Most industrial lighting projects fall into one of two scenarios: replacing overhead fixtures in large open spaces, or upgrading specialized lamps in task-specific or architectural fittings. The product type should follow the application.

ED90 Pear-Shape High Lumen Filament Lamp

The ED90 uses a pear-shaped glass shell that is deliberately sized for industrial and mining fixture housings. The rounded form distributes light broadly, making it effective for high-bay applications in workshops, factories, and similar environments. It accepts a standard screw base and runs across a wide voltage range of 120V to 240V, which means the same lamp works in North American and European facilities without modification. Available in 18W, 24W, and 50W configurations, the ED90 scales to match the brightness requirement of the space rather than forcing a compromise.

R7S Double-Ended Tube High Lumen Filament Lamp

The R7S double-ended tube lamp for workshops and specialty fixtures solves a different problem. R7S holders are common in floodlights, wall washers, and industrial task lamps where a linear light source is preferred. The double-ended design pins into the holder from both ends, keeping the lamp securely seated even under vibration. Like the ED90, it uses a glass shell, operates from 18W to 50W, and handles 120V–240V input. Its ability to withstand frequent switching cycles and sustained high temperatures makes it particularly well-suited to environments where lights cycle on and off throughout a shift.
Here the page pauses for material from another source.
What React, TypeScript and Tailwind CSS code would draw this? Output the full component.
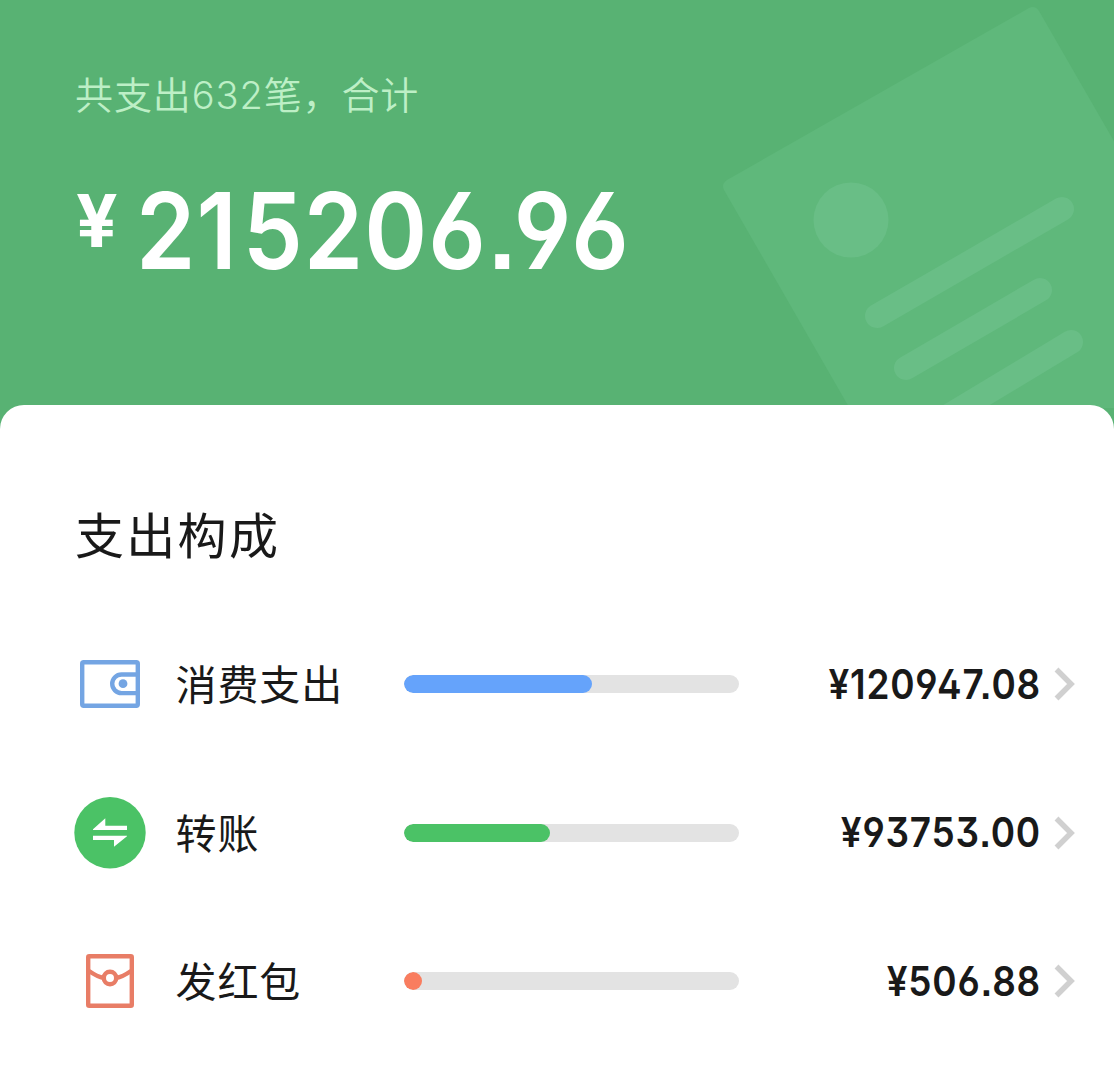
import type { ReactNode } from 'react';

type Item = {
  label: string;
  amount: string;
  percent: number;
  bar: string;
  icon: ReactNode;
};

function WalletIcon() {
  return (
    <svg width="62" height="50" viewBox="0 0 62 50" fill="none" stroke="#74a5e3" strokeWidth="4.4">
      <rect x="3.2" y="3.2" width="55.6" height="43.6" rx="1.5" />
      <path d="M59 15.5H42.5a9.3 9.3 0 0 0 0 18.6H59" />
      <circle cx="44" cy="24.7" r="4.4" fill="#74a5e3" stroke="none" />
    </svg>
  );
}

function TransferIcon() {
  return (
    <svg width="72" height="72" viewBox="0 0 72 72">
      <circle cx="36" cy="35.7" r="35.7" fill="#4bc266" />
      <path d="M19 32.2 31.3 21.3V28.7H53V33H19ZM53 39.2 40 49.8V43H19V38.7H53Z" fill="#fff" />
    </svg>
  );
}

function RedPacketIcon() {
  return (
    <svg width="50" height="54" viewBox="0 0 50 54" fill="none" stroke="#e87d66" strokeWidth="4.4">
      <rect x="3.2" y="2.2" width="43.6" height="49.6" rx="1" />
      <path d="M4 17C9 20.5 13.5 23 19 24M46 17C41 20.5 36.5 23 31 24" />
      <circle cx="25" cy="24" r="6.2" />
    </svg>
  );
}

const items: Item[] = [
  { label: '消费支出', amount: '120947.08', percent: 56.2, bar: 'bg-[#65a3fb]', icon: <WalletIcon /> },
  { label: '转账', amount: '93753.00', percent: 43.6, bar: 'bg-[#4bc266]', icon: <TransferIcon /> },
  { label: '发红包', amount: '506.88', percent: 5.4, bar: 'bg-[#f97d5f]', icon: <RedPacketIcon /> }
];

function BillArt() {
  return (
    <svg className="absolute right-0 top-0" width="414" height="408" viewBox="700 0 414 408">
      <path d="M727 180 1029 8Q1035 5 1039 11L1240 360 960 600 724 190Q721 184 727 180Z" fill="#5fb87b" />
      <g fill="none" stroke="#69be86" strokeWidth="24" strokeLinecap="round">
        <circle cx="851" cy="220" r="37.5" fill="#69be86" stroke="none" />
        <path d="M877 316 1062 209M906 368 1040 290M935 424 1071 342" />
      </g>
    </svg>
  );
}

function Row({ item }: { item: Item }) {
  return (
    <li className="flex h-[148.5px] items-center">
      <div className="flex w-[72px] justify-center">{item.icon}</div>
      <span className="ml-[29.5px] w-[228.5px] pb-[3px] text-[41px] leading-none tracking-[0.9px]">{item.label}</span>
      <div className="h-[18px] w-[335px] overflow-hidden rounded-full bg-[#e3e3e3]">
        <div className={`h-full rounded-full ${item.bar}`} style={{ width: `${item.percent}%` }} />
      </div>
      <span className="flex-1 origin-right scale-x-[0.9] whitespace-nowrap text-right font-['Inter','Noto_Sans_CJK_SC',sans-serif] text-[41px] leading-none font-[570] tracking-[0.9px] [font-feature-settings:'ss01','cv09','ss07']">
        ¥{item.amount}
      </span>
      <svg className="ml-[13px]" width="22" height="34" viewBox="0 0 22 34" fill="none" stroke="#d0d0d0" strokeWidth="5.5">
        <path d="M2.5 2.5 17 17 2.5 31.5" />
      </svg>
    </li>
  );
}

export default function App() {
  return (
    <div className="h-[1080px] overflow-hidden bg-white font-['Noto_Sans_CJK_SC',sans-serif] text-[#191919]">
      <header className="relative h-[429px] bg-[#58b273] px-[76px] pt-[70px]">
        <BillArt />
        <p className="relative -ml-px text-[38px] leading-[46px] font-[350] tracking-[0.9px] text-[#bdefc6]">
          共支出<span className="font-['Inter',sans-serif] font-[350]">632</span>笔，合计
        </p>
        <div className="relative mt-[60px] flex items-start font-['Inter','Noto_Sans_CJK_SC',sans-serif] text-white">
          <span className="mt-[6px] w-[60px] text-[73px] leading-[73px] font-bold">¥</span>
          <span className="origin-left scale-x-[0.9] text-[106px] leading-[106px] font-[590] tracking-[1.2px] [font-feature-settings:'ss01','cv09','ss07']">
            2<span className="tracking-[6.5px]">1</span>5206.96
          </span>
        </div>
      </header>
      <main className="relative -mt-6 rounded-t-[24px] bg-white pt-[96px] pr-[38px] pl-[74px]">
        <h1 className="ml-px text-[49px] leading-[64px] tracking-[2.3px]">支出构成</h1>
        <ul className="mt-[45px]">
          {items.map((item) => (
            <Row key={item.label} item={item} />
          ))}
        </ul>
      </main>
    </div>
  );
}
How to Choose the Right Power Level

Picking between 18W, 24W, and 50W is not guesswork — it follows directly from mounting height and the area that needs to be covered. A 50W lamp at a 6-meter mounting height produces very different floor-level illuminance than the same lamp at 3 meters. As a practical starting point:

• 18W works for lower-ceiling environments (3–4 meters) or supplementary task lighting alongside a primary source.
• 24W suits mid-height installations (4–6 meters) in workshops with moderate ambient light requirements.
• 50W is the correct choice for high-bay applications above 6 meters, or any space requiring consistent, shadow-free illumination across a large floor area.

If replacing existing fixtures, the wattage equivalence should also factor in: a 50W filament lamp at high efficiency replaces incandescent sources drawing 100W–150W, which is a direct operating cost reduction of 50–60% on that circuit alone.

Durability Factors Worth Checking Before You Buy

Not all industrial lamps marketed as "high lumen" hold up equally over time. Three durability indicators are worth verifying before committing to a large order.

CE and RoHS certification confirms the product meets European safety and hazardous substance standards — the baseline for any lamp destined for professional or commercial use. Lamps without these marks carry regulatory and liability risk.

Glass shell construction is preferable to polycarbonate in high-heat environments. Glass maintains light transmittance over thousands of hours, while plastic can yellow and reduce output over time.

Voltage flexibility (120V–240V) matters for facilities that operate across multiple regions or countries, and also provides headroom in installations where grid voltage fluctuates. Lamps designed for a narrow voltage window can fail early when fed inconsistent power.

The Replacement Decision: Retrofit vs. Rewire

The most cost-effective industrial lighting upgrades work within the existing fixture infrastructure. The ED90 and R7S lamps are specifically designed for this: they drop into standard industrial holders without rewiring, which keeps changeover fast and labor costs low.

For facilities running multiple fixture types — some screw-base overhead fittings, some R7S task lights — the two-lamp strategy covers both without requiring a full fixture replacement program. That matters particularly in large facilities where the scale of a full retrofit would otherwise make the economics unfavorable.

LED filament lamps typically last 10 to 25 times longer than incandescent equivalents. Even at a conservative estimate, that translates directly into fewer maintenance call-outs, reduced stock of replacement lamps, and less disruption to operations — all of which add up well beyond the upfront unit cost.